I read two novels by Virginia Woolf this weekend. The first, The Waves, is a dense little bugger - one I didn't think I could make my way through until at some moment her prose cracked and out shone a series of startling, vibrant soliloquies. About 30 pages in, one of her characters has a monologue about how exactly she plans to spend her first day of summer, and it reminds me of how, as a kid, I would keep a tally of the number of days until summer and write it on the class board every morning before first period. This says it even better:

"'I have torn off the whole of May and June,' said Susan, 'and twenty days of July. I have torn them off and screwed them up so they no longer exist, save as a weight in my side. They have been crippled days, like moths with shrivelled wings unable to fly. There are only eight days left. In eight days' time I shall get out of the train and stand on the platform at six twenty-five. Then my freedom will unfurl, and all these restrictions that wrinkle and shrivel--hours and order and discipline, and being here and there exactly at the right moment--will crack asunder. Out the day will spring, as I open the carriage-door and see my father in his old hat and gaiters.
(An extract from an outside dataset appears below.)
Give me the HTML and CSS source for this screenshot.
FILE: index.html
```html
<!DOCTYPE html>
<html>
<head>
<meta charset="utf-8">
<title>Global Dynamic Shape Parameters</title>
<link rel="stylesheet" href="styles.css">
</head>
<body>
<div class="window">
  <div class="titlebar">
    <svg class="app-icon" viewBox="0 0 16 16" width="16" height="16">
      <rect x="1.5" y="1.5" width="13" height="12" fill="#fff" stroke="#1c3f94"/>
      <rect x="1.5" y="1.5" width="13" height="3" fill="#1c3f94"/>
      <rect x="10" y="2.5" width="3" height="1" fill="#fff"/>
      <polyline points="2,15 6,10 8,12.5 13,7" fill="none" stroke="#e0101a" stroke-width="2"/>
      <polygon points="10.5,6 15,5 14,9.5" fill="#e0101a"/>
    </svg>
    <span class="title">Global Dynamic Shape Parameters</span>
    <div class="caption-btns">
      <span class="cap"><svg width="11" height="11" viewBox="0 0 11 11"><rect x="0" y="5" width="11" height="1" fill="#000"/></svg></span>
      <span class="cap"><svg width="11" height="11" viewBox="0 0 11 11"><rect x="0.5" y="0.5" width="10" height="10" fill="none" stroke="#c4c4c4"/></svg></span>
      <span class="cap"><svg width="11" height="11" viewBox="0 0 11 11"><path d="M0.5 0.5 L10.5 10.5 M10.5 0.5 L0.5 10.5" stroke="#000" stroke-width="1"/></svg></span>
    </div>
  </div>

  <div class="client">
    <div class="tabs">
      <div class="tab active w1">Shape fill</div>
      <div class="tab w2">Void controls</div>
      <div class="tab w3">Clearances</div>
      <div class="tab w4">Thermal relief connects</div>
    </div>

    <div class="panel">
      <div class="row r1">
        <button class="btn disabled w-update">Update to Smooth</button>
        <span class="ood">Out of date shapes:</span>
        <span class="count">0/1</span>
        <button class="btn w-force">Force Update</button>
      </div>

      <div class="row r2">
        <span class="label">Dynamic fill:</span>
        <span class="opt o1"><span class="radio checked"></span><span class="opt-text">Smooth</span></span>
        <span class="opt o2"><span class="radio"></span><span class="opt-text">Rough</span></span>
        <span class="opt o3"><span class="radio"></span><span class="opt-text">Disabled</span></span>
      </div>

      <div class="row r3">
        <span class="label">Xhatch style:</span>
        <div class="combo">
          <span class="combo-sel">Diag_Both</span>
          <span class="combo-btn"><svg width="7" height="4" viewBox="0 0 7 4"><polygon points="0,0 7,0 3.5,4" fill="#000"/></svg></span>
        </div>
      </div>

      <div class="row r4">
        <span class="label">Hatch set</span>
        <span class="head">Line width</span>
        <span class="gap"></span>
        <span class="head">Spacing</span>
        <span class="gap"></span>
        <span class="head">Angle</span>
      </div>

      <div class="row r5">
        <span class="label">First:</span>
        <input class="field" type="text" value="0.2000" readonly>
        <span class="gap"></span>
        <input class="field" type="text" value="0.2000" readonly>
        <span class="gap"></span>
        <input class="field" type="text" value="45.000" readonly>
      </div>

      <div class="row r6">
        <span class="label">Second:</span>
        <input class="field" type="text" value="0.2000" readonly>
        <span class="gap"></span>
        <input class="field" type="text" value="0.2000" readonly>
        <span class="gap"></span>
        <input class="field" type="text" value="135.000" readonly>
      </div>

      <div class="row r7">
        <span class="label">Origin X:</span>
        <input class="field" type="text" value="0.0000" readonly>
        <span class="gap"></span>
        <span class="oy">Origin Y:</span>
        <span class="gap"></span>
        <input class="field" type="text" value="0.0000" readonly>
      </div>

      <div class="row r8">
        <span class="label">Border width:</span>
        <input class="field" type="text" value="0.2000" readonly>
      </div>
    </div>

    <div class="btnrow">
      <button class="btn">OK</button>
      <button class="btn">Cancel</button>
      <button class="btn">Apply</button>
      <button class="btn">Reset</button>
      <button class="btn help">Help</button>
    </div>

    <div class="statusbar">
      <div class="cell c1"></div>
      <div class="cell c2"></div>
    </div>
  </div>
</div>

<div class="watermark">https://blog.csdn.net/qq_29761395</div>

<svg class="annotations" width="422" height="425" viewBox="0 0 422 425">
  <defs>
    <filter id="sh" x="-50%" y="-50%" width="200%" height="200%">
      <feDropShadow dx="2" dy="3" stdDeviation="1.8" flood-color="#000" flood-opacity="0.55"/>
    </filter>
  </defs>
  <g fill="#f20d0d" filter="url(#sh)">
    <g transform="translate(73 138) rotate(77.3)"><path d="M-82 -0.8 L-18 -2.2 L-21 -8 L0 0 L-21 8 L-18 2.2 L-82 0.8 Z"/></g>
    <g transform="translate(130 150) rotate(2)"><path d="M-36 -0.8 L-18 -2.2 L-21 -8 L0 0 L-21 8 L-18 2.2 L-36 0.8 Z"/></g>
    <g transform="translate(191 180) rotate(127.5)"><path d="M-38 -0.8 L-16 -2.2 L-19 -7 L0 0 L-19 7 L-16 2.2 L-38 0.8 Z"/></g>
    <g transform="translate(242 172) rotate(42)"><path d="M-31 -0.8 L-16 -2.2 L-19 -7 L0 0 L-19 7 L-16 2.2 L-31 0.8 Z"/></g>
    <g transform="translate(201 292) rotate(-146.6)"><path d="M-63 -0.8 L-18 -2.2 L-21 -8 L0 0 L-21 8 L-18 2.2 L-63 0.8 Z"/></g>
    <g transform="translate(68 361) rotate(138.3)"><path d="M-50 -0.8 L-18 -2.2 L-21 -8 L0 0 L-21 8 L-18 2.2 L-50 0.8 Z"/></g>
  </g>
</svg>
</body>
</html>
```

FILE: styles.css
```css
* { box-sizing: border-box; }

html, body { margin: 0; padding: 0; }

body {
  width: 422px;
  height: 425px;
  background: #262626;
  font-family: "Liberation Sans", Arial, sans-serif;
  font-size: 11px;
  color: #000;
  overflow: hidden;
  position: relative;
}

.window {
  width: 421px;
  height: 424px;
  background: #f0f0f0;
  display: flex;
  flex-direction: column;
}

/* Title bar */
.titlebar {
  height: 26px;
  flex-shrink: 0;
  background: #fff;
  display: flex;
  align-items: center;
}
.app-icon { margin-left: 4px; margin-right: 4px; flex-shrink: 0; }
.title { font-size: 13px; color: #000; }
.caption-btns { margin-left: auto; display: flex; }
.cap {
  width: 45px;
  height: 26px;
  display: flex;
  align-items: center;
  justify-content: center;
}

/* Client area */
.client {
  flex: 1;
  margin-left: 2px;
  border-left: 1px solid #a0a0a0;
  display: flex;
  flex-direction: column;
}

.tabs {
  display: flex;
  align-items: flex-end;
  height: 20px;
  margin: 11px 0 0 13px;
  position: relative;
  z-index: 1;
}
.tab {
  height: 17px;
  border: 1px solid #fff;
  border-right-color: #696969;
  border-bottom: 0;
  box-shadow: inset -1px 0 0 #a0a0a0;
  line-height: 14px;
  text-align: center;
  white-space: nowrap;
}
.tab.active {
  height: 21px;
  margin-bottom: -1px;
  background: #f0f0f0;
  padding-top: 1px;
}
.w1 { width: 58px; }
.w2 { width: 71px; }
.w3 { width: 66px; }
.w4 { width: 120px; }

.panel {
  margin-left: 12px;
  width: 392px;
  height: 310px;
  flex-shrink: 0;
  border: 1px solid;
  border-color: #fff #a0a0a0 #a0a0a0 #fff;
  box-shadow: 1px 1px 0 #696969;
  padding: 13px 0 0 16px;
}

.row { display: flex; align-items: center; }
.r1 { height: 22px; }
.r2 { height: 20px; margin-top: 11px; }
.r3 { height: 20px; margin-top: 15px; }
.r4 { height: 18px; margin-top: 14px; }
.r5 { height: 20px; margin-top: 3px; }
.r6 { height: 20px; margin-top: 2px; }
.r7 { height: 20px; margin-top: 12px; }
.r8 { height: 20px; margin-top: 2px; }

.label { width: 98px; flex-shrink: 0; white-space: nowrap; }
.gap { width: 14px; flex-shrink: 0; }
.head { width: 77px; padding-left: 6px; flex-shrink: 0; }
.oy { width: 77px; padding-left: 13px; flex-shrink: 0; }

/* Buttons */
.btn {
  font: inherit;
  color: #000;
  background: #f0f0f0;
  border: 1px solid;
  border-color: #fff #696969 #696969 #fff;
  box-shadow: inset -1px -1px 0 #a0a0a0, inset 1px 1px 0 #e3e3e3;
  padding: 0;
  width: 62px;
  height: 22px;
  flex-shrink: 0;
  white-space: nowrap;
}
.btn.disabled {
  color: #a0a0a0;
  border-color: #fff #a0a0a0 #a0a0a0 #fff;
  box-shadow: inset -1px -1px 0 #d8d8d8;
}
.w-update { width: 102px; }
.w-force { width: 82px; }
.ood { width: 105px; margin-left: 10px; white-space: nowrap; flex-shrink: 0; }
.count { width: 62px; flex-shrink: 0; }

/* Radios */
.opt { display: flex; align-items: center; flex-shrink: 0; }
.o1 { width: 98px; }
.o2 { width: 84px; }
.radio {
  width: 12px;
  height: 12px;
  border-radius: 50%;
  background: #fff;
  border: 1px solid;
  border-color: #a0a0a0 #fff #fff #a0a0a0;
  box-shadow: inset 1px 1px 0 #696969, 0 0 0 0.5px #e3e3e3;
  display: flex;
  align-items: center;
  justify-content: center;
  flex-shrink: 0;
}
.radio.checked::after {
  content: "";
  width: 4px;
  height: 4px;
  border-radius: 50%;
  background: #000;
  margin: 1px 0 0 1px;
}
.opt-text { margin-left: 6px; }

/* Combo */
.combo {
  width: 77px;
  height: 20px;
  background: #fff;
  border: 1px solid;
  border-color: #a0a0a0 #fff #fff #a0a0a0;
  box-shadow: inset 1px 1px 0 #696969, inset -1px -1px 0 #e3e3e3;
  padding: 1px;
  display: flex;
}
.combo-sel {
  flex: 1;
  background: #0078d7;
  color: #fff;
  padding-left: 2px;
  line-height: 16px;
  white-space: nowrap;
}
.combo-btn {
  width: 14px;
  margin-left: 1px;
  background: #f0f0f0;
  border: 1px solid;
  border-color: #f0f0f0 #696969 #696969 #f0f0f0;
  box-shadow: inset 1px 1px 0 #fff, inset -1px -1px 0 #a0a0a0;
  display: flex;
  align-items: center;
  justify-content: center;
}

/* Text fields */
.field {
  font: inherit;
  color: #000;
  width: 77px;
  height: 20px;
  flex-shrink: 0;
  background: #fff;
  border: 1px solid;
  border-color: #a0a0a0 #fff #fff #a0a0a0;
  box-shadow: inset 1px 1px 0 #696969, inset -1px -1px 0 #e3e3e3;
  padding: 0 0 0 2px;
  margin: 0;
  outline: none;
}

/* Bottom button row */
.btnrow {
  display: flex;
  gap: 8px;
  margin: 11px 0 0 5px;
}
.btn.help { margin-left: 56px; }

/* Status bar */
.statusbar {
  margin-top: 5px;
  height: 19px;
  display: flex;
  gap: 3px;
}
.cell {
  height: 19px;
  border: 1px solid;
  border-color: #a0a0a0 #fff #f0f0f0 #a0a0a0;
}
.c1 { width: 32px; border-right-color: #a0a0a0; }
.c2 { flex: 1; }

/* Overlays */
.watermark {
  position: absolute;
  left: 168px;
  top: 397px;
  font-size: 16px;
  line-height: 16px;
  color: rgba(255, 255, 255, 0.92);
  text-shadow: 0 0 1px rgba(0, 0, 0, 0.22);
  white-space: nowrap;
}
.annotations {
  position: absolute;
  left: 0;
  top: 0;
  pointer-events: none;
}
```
I shall tremble. I shall burst into tears. Then next morning I shall get up at dawn. I shall let myself out by the kitchen door. I shall walk on the moor. The great horses of phantom riders will thunder behind me and stop suddenly. I shall see the swallow skim the grass. I shall throw myself on a bank by the river and watch the fish slip in and out among the reeds. The palms of my hands will be printed with pine-needles. I shall there unfold and take out whatever it is I have made here; something hard. For something has grown in me here, through the winters and summers, on staircases, in bedrooms.'"

--The Waves, pg. 32-33

In related news: Four more weeks of work, one more paper, and then Ryan and I are embarking on our second cross-country trip. Destination: Calgary.

We shall let ourselves out into the summer air. We shall tremble. We shall burst into song...

Monday, May 9, 2011

One hundred word story #19



Danny never really tried at anything. He'd open his palms to the sky and let experiences rain down on him, wander through the streets following the whims of his stomach, take buses til the end of the line. One day on his travels he caught the tail of a paper airplane. “Follow me,” it read, and listed an address. It was further than he thought – beyond the city’s square, past the bus depot. Finally the numbers stopped. Danny waited. He got hungry. Buses passed. He closed his eyes, opened his palms. Nothing. He unfurled the airplane. “Gullible sonofabitch,” it read.

Tuesday, May 3, 2011

Sky dancers



These amazing dancers are members of Cielo Vertical Arts, a troop lead by Heather Baer of Oakland. I saw them perform off the top of the Natsoulas Gallery in Davis last Friday night in honor of the California Conference for the Advancement of Ceramic Art. I don't know what is more amazing: the fact that these men and women performed modern art while dangling off the side of a four-story building, or the fact that my friend Charlie Schneider, internationally renowned artist and sculptor, spent the better part of last week rigged up to the very same building. He painted the sides of the building with a clay slip in a bold rectangular design, one that will eventually fade in the rain. No biggie, right?

All of it -- the paint, the sculpture, the mid-air modern dance -- was exactly the kind of creative hub that carries heat. These are things that make people stop what they're doing and really look at the world around them.

And yes, Charlie, no matter how much you protest, I think "internationally renowned artist" has a bit of a ring to it.